First, as a German (!), I always have a hard time with articles that claim bombing Germany in WW2 somehow wasn’t justified. What would have been the alternative? Leave the regime in power? Concede half or more of Europe? Shrug your shoulders and accept the industrial scale genocide? Note that almost the entire population was part of this murderous machine in some capacity, and to some extent willingly so. To have any hope of democratizing Germany at all, the defeat had to be total. I haven’t seen very credible evidence that this could have been accomplished with milder measures.

Second, there’s an important ethical difference between sanctions and strategic bombing. The attacker chooses what to bomb. With sanctions, the target nation can choose which sectors of their economy their limited resources keep going into.

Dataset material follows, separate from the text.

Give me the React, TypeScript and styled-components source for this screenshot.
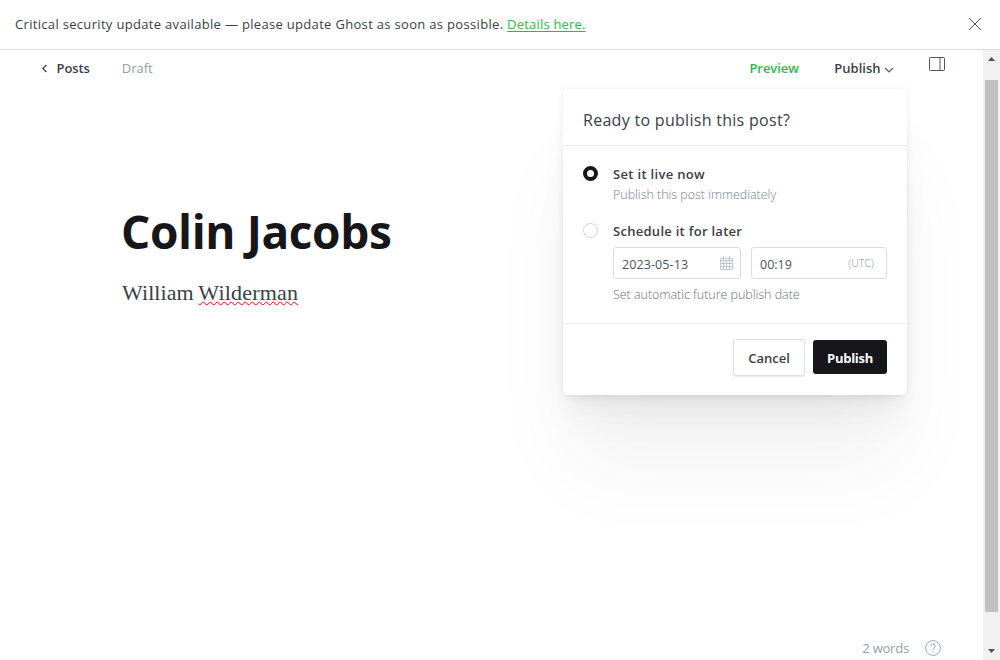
import React from 'react';
import styled, { createGlobalStyle } from 'styled-components';

const GlobalStyle = createGlobalStyle`
  * { box-sizing: border-box; }
  body { margin: 0; background: #fff; overflow: hidden; font-family: "Open Sans", "Noto Sans", sans-serif; color: #394047; }
  button, input { font-family: inherit; }
`;

const Label = styled.span<{ $size?: number; $weight?: number; $color?: string; $spacing?: number; $line?: number }>`
  font-size: ${p => p.$size ?? 13}px;
  font-weight: ${p => p.$weight ?? 400};
  color: ${p => p.$color ?? '#394047'};
  letter-spacing: ${p => p.$spacing ?? 0}px;
  line-height: ${p => p.$line ?? 20}px;
  white-space: nowrap;
`;

const Screen = styled.div`
  display: flex;
  flex-direction: column;
  width: 1000px;
  height: 660px;
`;

const Banner = styled.div`
  display: flex;
  justify-content: space-between;
  align-items: center;
  height: 50px;
  padding: 0 18px 1px 15px;
  border-bottom: 1px solid #dddedf;
`;

const DetailsLink = styled.a`
  color: #2bba3c;
  letter-spacing: 0.2px;
  text-decoration: underline;
  text-underline-offset: 2px;
  text-decoration-thickness: 1px;
`;

const Body = styled.div`
  display: flex;
  flex: 1;
  min-height: 0;
`;

const Editor = styled.main`
  position: relative;
  display: flex;
  flex-direction: column;
  flex: 1;
`;

const Toolbar = styled.header`
  display: flex;
  justify-content: space-between;
  height: 36px;
  padding: 0 37px 0 41px;
`;

const ToolGroup = styled.div<{ $gap: number }>`
  display: flex;
  align-items: center;
  gap: ${p => p.$gap}px;
`;

const Chevron = styled.svg`
  margin-top: 3px;
`;

const PanelToggle = styled.div`
  display: flex;
  align-self: flex-start;
  padding-top: 6px;
`;

const Canvas = styled.article`
  display: flex;
  flex-direction: column;
  flex: 1;
  padding: 111px 0 0 121px;
`;

const Title = styled.h1`
  margin: 0;
  font-size: 46px;
  line-height: 68px;
  font-weight: 700;
  letter-spacing: -0.4px;
  color: #15171a;
`;

const Excerpt = styled.p`
  margin: 15px 0 0 1px;
  font-family: "Liberation Serif", serif;
  font-size: 22px;
  line-height: 26px;
  letter-spacing: 0.08px;
  word-spacing: -1px;
  color: #394047;
`;

const Misspelled = styled.span`
  letter-spacing: 0.2px;
  text-decoration: underline wavy #f00 1.3px;
  text-decoration-skip-ink: none;
  text-underline-offset: 1px;
`;

const StatusBar = styled.footer`
  display: flex;
  justify-content: flex-end;
  align-items: center;
  gap: 16px;
  height: 24px;
  padding-right: 42px;
`;

const Scrollbar = styled.div`
  display: flex;
  flex-direction: column;
  align-items: center;
  justify-content: space-between;
  width: 17px;
  padding: 7px 0 7px;
  background: #f1f1f1;
`;

const Thumb = styled.div`
  width: 13px;
  height: 532px;
  margin: 19px 0 auto;
  background: #c1c1c1;
`;

const Popover = styled.section`
  position: absolute;
  top: 39px;
  left: 563px;
  width: 344px;
  height: 306px;
  display: flex;
  flex-direction: column;
  border-radius: 5px;
  background: #fff;
  box-shadow:
    0 0 7px rgba(0, 0, 0, 0.08),
    0 5.1px 5.3px -5px rgba(0, 0, 0, 0.02),
    0 9.5px 10px -5px rgba(0, 0, 0, 0.024),
    0 17px 17.9px -5px rgba(0, 0, 0, 0.03),
    0 31.8px 33.4px -5px rgba(0, 0, 0, 0.035),
    0 76px 80px -5px rgba(0, 0, 0, 0.05);
`;

const PopoverHeader = styled.div`
  display: flex;
  align-items: center;
  height: 57px;
  padding: 5px 20px 0;
  border-bottom: 1px solid #e8eaeb;
`;

const Options = styled.div`
  display: flex;
  flex-direction: column;
  gap: 16px;
  flex: 1;
  padding: 18px 20px 0;
`;

const Option = styled.div`
  display: flex;
  gap: 15px;
`;

const OptionBody = styled.div`
  display: flex;
  flex-direction: column;
`;

const Radio = styled.span<{ $checked?: boolean }>`
  width: 15px;
  height: 15px;
  margin-top: 2px;
  border-radius: 50%;
  border: ${p => (p.$checked ? '4px solid #15171a' : '1px solid #ccd3d9')};
`;

const Fields = styled.div`
  display: flex;
  gap: 10px;
  margin: 6px 0 5px;
`;

const Hint = styled(Label)`
  margin-top: 1px;
  font-weight: 300;
`;

const Field = styled.div<{ $width: number; $end: number }>`
  display: flex;
  align-items: center;
  justify-content: space-between;
  width: ${p => p.$width}px;
  height: 32px;
  padding: 0 ${p => p.$end}px 0 8px;
  border: 1px solid #dadddf;
  border-radius: 3px;
`;

const FieldValue = styled(Label)`
  padding-top: 3px;
`;

const PopoverFooter = styled.div`
  display: flex;
  justify-content: flex-end;
  align-items: flex-start;
  gap: 8px;
  height: 72px;
  padding: 15px 20px 0;
  border-top: 1px solid #e8eaeb;
`;

const Button = styled.button<{ $primary?: boolean }>`
  width: ${p => (p.$primary ? 74 : 72)}px;
  height: ${p => (p.$primary ? 34 : 37)}px;
  margin-top: ${p => (p.$primary ? 1 : 0)}px;
  padding: ${p => (p.$primary ? '1px 0 0' : '0')};
  border: ${p => (p.$primary ? 'none' : '1px solid #dde1e5')};
  border-radius: 3px;
  box-shadow: ${p => (p.$primary ? 'none' : '0 1px 1px rgba(100, 120, 140, 0.15)')};
  background: ${p => (p.$primary ? '#15171a' : '#fff')};
  color: ${p => (p.$primary ? '#fff' : '#394047')};
  font-size: 13px;
  font-weight: ${p => (p.$primary ? 700 : 600)};
  letter-spacing: ${p => (p.$primary ? -0.3 : 0)}px;
`;

export default function App() {
  return (
    <Screen>
      <GlobalStyle />
      <Banner>
        <Label $spacing={0.32}>
          Critical security update available — please update Ghost as soon as possible.{' '}
          <DetailsLink>Details here.</DetailsLink>
        </Label>
        <svg width="14" height="14" viewBox="0 0 14 14" fill="none" stroke="#50585f">
          <path d="M1 1l12 12M13 1L1 13" />
        </svg>
      </Banner>
      <Body>
        <Editor>
          <Toolbar>
            <ToolGroup $gap={32}>
              <ToolGroup $gap={8.5}>
                <svg width="7" height="9" viewBox="0 0 7 9" fill="none" stroke="#394047" strokeWidth="1.2">
                  <path d="M5.5 1L1.8 4.5l3.7 3.5" />
                </svg>
                <Label $weight={600} $spacing={-0.1}>Posts</Label>
              </ToolGroup>
              <Label $color="#8f9fad">Draft</Label>
            </ToolGroup>
            <ToolGroup $gap={35.5}>
              <Label $weight={600} $color="#2bba3c" $spacing={-0.05}>Preview</Label>
              <ToolGroup $gap={3}>
                <Label $weight={600}>Publish</Label>
                <Chevron width="10" height="6" viewBox="0 0 10 6" fill="none" stroke="#50585f" strokeWidth="1.1">
                  <path d="M1 1l4 4 4-4" />
                </Chevron>
              </ToolGroup>
              <PanelToggle>
                <svg width="17" height="16" viewBox="0 0 17 16" fill="none" stroke="#50585f">
                  <rect x="0.5" y="1.5" width="15" height="13" rx="0.8" />
                  <path d="M11 1.5v13" />
                </svg>
              </PanelToggle>
            </ToolGroup>
          </Toolbar>
          <Canvas>
            <Title>Colin Jacobs</Title>
            <Excerpt>
              William <Misspelled>Wilderman</Misspelled>
            </Excerpt>
          </Canvas>
          <StatusBar>
            <Label $color="#8f9fad" $spacing={-0.2}>2 words</Label>
            <svg width="16" height="16" viewBox="0 0 16 16" fill="none" stroke="#9aa8b8">
              <circle cx="8" cy="8" r="7.4" />
              <path d="M5.8 6.1a2.2 2.2 0 1 1 3.2 2c-.7.4-1 .8-1 1.7" />
              <path d="M8 11.2v1.1" />
            </svg>
          </StatusBar>
          <Popover>
            <PopoverHeader>
              <Label $size={16} $spacing={0.29}>Ready to publish this post?</Label>
            </PopoverHeader>
            <Options>
              <Option>
                <Radio $checked />
                <OptionBody>
                  <Label $weight={600} $spacing={0.32}>Set it live now</Label>
                  <Hint $size={12.5} $color="#73828f" $spacing={-0.03}>Publish this post immediately</Hint>
                </OptionBody>
              </Option>
              <Option>
                <Radio />
                <OptionBody>
                  <Label $weight={600} $spacing={0.28}>Schedule it for later</Label>
                  <Fields>
                    <Field $width={128} $end={7}>
                      <FieldValue $size={12.5} $spacing={0.1} $color="#4a535b">2023-05-13</FieldValue>
                      <svg width="13" height="14" viewBox="0 0 13 14" fill="none" stroke="#b4bcc8">
                        <path d="M.5 2.5h12v11H.5zM0 4.5h13M3.5 0v4M9.5 0v4M3.5 5v8M6.5 5v8M9.5 5v8M1 7.5h11M1 10.5h11" strokeWidth="0.8" />
                      </svg>
                    </Field>
                    <Field $width={136} $end={12}>
                      <FieldValue $size={12.5} $color="#4a535b">00:19</FieldValue>
                      <Label $size={10.5} $weight={300} $color="#8290a0" $spacing={0.1}>(UTC)</Label>
                    </Field>
                  </Fields>
                  <Hint $size={12.5} $color="#5f6f7d" $spacing={-0.03}>Set automatic future publish date</Hint>
                </OptionBody>
              </Option>
            </Options>
            <PopoverFooter>
              <Button>Cancel</Button>
              <Button $primary>Publish</Button>
            </PopoverFooter>
          </Popover>
        </Editor>
        <Scrollbar>
          <svg width="7" height="4" viewBox="0 0 7 4" fill="#505050">
            <path d="M3.5 0L7 4H0z" />
          </svg>
          <Thumb />
          <svg width="7" height="4" viewBox="0 0 7 4" fill="#505050">
            <path d="M0 0h7L3.5 4z" />
          </svg>
        </Scrollbar>
      </Body>
    </Screen>
  );
}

Yes, autocracies will reliably loot and starve their population for the benefit of the military and their political friends. But that’s still their choice, not ours, and I think that’s an important distinction in terms of the moral implications.

1 comments

> I always have a hard time with articles that claim bombing Germany in WW2 somehow wasn’t justified. What would have bern the alternative?

There's a distinction between military action and indiscriminate bombing of civilian population centers (eg Dresden, Tokyo). "Strategic bombing" here specifically refers to a policy of total destruction that intentionally leads to massive civilian death. It's the same policy that led to the atomic bombs being dropped on Hiroshima and Nagasaki.

This isn't an argument against any form of bombing.

> With sanctions, the target nation can choose which sectors of their economy their limited resources keep going into

In some ways that's worse. Put it this way: who do you think is bearing the brunt of sanctions in Russia? Is it Putin and the oligarchs or the poor?

Not that I'm defending strategic bombing (I'm really not) but at least there's a chance you may take out noteworthy targets. With sanctions you definitely won't.

The whole idea idea of sanctions is twofold:

1. Starve the war machine of resources; and

2. Prompt the populace to take actions against their leadership.

The second has shown to be incredibly ineffective. The premise is a dangerous one too. Why? Because it's the same argument used to support terrorism.

I have no illusions about the effect, I hope my last sentences made that clear. But I disagree about framing the cause the way you do. Let’s say I somehow depend on you, and I want food and Pokemon cards, but you don’t give you enough money to buy both, just one of the two. And I go and buy the Pokemon cards. Is it really your fault that I’m hungry?
This is too binary.

Consider instead that 10,000 people collectively want food (necessities), Pokemon cards (luxuries) and electronics for military equipment (materiel). Before sanctions they bought all of these things. With sanctions they cannot. What will be the impact? The military will still get their requipment and the military as well as the rich and powerful will still get food (and probably their Pokemon cards) while the poor and vulnerable will starve.

But again, who is it that makes that call?